▶ **EXERCISE OBJECTIVE**
Omit all pictures. Copy the rest of the material exactly.

▶ **SOURCE EXCERPT**

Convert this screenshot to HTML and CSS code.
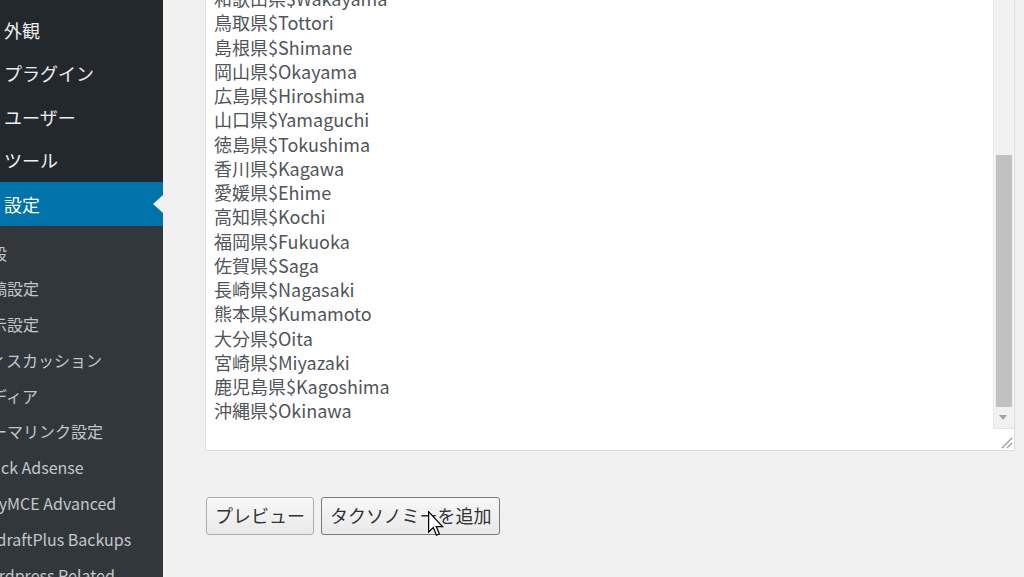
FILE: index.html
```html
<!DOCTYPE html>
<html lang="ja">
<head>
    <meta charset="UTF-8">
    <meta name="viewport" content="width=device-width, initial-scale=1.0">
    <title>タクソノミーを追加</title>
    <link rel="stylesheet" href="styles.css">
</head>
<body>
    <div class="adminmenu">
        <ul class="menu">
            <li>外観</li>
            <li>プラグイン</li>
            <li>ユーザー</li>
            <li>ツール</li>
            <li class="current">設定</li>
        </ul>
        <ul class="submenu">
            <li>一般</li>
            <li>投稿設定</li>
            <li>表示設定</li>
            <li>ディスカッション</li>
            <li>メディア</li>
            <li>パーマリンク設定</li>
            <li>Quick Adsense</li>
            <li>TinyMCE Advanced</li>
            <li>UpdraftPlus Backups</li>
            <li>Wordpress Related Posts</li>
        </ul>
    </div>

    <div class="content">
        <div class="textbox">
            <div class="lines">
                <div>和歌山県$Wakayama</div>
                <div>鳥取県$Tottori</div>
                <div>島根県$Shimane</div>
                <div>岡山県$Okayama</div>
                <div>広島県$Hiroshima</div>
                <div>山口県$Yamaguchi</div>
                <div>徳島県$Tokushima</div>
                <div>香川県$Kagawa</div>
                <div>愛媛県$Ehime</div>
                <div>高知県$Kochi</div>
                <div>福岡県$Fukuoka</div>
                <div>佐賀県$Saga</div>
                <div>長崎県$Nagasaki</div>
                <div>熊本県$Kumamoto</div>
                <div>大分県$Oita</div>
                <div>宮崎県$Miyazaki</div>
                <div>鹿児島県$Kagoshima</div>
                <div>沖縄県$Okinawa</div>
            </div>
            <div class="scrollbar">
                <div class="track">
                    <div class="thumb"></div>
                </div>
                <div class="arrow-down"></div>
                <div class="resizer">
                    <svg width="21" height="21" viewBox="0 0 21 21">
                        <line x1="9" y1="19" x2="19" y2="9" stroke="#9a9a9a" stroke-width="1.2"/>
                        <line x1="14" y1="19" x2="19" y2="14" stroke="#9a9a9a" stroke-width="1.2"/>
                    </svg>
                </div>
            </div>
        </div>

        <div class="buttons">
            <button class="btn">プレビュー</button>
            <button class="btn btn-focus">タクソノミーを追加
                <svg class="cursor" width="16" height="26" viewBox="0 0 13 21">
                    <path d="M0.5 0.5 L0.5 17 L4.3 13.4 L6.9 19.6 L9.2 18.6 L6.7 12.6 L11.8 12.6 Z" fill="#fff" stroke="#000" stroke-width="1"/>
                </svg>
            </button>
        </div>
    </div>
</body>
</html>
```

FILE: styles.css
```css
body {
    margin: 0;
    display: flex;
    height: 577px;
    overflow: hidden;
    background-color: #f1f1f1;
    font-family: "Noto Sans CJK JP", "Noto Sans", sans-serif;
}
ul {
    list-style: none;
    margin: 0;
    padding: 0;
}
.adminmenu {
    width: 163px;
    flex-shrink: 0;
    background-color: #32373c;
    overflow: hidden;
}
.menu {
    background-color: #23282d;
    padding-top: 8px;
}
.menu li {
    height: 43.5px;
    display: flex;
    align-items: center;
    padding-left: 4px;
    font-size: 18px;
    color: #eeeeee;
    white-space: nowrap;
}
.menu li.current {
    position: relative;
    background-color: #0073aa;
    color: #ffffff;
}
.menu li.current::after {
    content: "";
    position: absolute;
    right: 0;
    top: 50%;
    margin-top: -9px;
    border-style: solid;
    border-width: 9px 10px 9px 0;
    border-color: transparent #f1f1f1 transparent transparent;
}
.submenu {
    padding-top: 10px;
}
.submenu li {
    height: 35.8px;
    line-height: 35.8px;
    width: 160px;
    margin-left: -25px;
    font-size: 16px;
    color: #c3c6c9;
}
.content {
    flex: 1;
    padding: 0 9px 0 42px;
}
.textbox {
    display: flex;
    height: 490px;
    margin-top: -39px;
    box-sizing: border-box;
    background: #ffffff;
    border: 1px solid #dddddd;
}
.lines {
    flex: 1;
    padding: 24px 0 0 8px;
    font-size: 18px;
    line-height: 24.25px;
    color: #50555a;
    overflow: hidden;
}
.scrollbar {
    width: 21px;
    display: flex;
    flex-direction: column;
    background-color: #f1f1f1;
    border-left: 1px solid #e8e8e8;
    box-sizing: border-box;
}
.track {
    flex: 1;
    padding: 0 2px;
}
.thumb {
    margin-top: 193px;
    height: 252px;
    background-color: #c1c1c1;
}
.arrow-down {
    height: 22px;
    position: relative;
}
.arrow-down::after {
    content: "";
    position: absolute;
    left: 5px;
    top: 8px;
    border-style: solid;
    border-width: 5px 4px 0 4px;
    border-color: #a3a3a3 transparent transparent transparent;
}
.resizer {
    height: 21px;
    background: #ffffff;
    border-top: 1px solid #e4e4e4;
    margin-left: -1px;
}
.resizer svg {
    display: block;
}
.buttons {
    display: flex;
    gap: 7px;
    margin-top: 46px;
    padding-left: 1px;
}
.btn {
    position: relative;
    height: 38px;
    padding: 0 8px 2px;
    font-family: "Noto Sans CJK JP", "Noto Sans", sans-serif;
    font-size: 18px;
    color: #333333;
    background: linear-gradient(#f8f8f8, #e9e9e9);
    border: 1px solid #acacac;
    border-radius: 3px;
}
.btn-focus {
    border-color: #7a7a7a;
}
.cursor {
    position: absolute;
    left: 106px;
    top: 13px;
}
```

▶ **ANSWER BELOW**
Convert this screenshot to HTML and CSS code.
FILE: index.html
```html
<!DOCTYPE html>
<html lang="ja">
<head>
    <meta charset="UTF-8">
    <meta name="viewport" content="width=device-width, initial-scale=1.0">
    <title>タクソノミーを追加</title>
    <link rel="stylesheet" href="styles.css">
</head>
<body>
    <div class="adminmenu">
        <ul class="menu">
            <li>外観</li>
            <li>プラグイン</li>
            <li>ユーザー</li>
            <li>ツール</li>
            <li class="current">設定</li>
        </ul>
        <ul class="submenu">
            <li>一般</li>
            <li>投稿設定</li>
            <li>表示設定</li>
            <li>ディスカッション</li>
            <li>メディア</li>
            <li>パーマリンク設定</li>
            <li>Quick Adsense</li>
            <li>TinyMCE Advanced</li>
            <li>UpdraftPlus Backups</li>
            <li>Wordpress Related Posts</li>
        </ul>
    </div>

    <div class="content">
        <div class="textbox">
            <div class="lines">
                <div>和歌山県$Wakayama</div>
                <div>鳥取県$Tottori</div>
                <div>島根県$Shimane</div>
                <div>岡山県$Okayama</div>
                <div>広島県$Hiroshima</div>
                <div>山口県$Yamaguchi</div>
                <div>徳島県$Tokushima</div>
                <div>香川県$Kagawa</div>
                <div>愛媛県$Ehime</div>
                <div>高知県$Kochi</div>
                <div>福岡県$Fukuoka</div>
                <div>佐賀県$Saga</div>
                <div>長崎県$Nagasaki</div>
                <div>熊本県$Kumamoto</div>
                <div>大分県$Oita</div>
                <div>宮崎県$Miyazaki</div>
                <div>鹿児島県$Kagoshima</div>
                <div>沖縄県$Okinawa</div>
            </div>
            <div class="scrollbar">
                <div class="track">
                    <div class="thumb"></div>
                </div>
                <div class="arrow-down"></div>
                <div class="resizer">
                    <svg width="21" height="21" viewBox="0 0 21 21">
                        <line x1="9" y1="19" x2="19" y2="9" stroke="#9a9a9a" stroke-width="1.2"/>
                        <line x1="14" y1="19" x2="19" y2="14" stroke="#9a9a9a" stroke-width="1.2"/>
                    </svg>
                </div>
            </div>
        </div>

        <div class="buttons">
            <button class="btn">プレビュー</button>
            <button class="btn btn-focus">タクソノミーを追加
                <svg class="cursor" width="16" height="26" viewBox="0 0 13 21">
                    <path d="M0.5 0.5 L0.5 17 L4.3 13.4 L6.9 19.6 L9.2 18.6 L6.7 12.6 L11.8 12.6 Z" fill="#fff" stroke="#000" stroke-width="1"/>
                </svg>
            </button>
        </div>
    </div>
</body>
</html>
```

FILE: styles.css
```css
body {
    margin: 0;
    display: flex;
    height: 577px;
    overflow: hidden;
    background-color: #f1f1f1;
    font-family: "Noto Sans CJK JP", "Noto Sans", sans-serif;
}
ul {
    list-style: none;
    margin: 0;
    padding: 0;
}
.adminmenu {
    width: 163px;
    flex-shrink: 0;
    background-color: #32373c;
    overflow: hidden;
}
.menu {
    background-color: #23282d;
    padding-top: 8px;
}
.menu li {
    height: 43.5px;
    display: flex;
    align-items: center;
    padding-left: 4px;
    font-size: 18px;
    color: #eeeeee;
    white-space: nowrap;
}
.menu li.current {
    position: relative;
    background-color: #0073aa;
    color: #ffffff;
}
.menu li.current::after {
    content: "";
    position: absolute;
    right: 0;
    top: 50%;
    margin-top: -9px;
    border-style: solid;
    border-width: 9px 10px 9px 0;
    border-color: transparent #f1f1f1 transparent transparent;
}
.submenu {
    padding-top: 10px;
}
.submenu li {
    height: 35.8px;
    line-height: 35.8px;
    width: 160px;
    margin-left: -25px;
    font-size: 16px;
    color: #c3c6c9;
}
.content {
    flex: 1;
    padding: 0 9px 0 42px;
}
.textbox {
    display: flex;
    height: 490px;
    margin-top: -39px;
    box-sizing: border-box;
    background: #ffffff;
    border: 1px solid #dddddd;
}
.lines {
    flex: 1;
    padding: 24px 0 0 8px;
    font-size: 18px;
    line-height: 24.25px;
    color: #50555a;
    overflow: hidden;
}
.scrollbar {
    width: 21px;
    display: flex;
    flex-direction: column;
    background-color: #f1f1f1;
    border-left: 1px solid #e8e8e8;
    box-sizing: border-box;
}
.track {
    flex: 1;
    padding: 0 2px;
}
.thumb {
    margin-top: 193px;
    height: 252px;
    background-color: #c1c1c1;
}
.arrow-down {
    height: 22px;
    position: relative;
}
.arrow-down::after {
    content: "";
    position: absolute;
    left: 5px;
    top: 8px;
    border-style: solid;
    border-width: 5px 4px 0 4px;
    border-color: #a3a3a3 transparent transparent transparent;
}
.resizer {
    height: 21px;
    background: #ffffff;
    border-top: 1px solid #e4e4e4;
    margin-left: -1px;
}
.resizer svg {
    display: block;
}
.buttons {
    display: flex;
    gap: 7px;
    margin-top: 46px;
    padding-left: 1px;
}
.btn {
    position: relative;
    height: 38px;
    padding: 0 8px 2px;
    font-family: "Noto Sans CJK JP", "Noto Sans", sans-serif;
    font-size: 18px;
    color: #333333;
    background: linear-gradient(#f8f8f8, #e9e9e9);
    border: 1px solid #acacac;
    border-radius: 3px;
}
.btn-focus {
    border-color: #7a7a7a;
}
.cursor {
    position: absolute;
    left: 106px;
    top: 13px;
}
```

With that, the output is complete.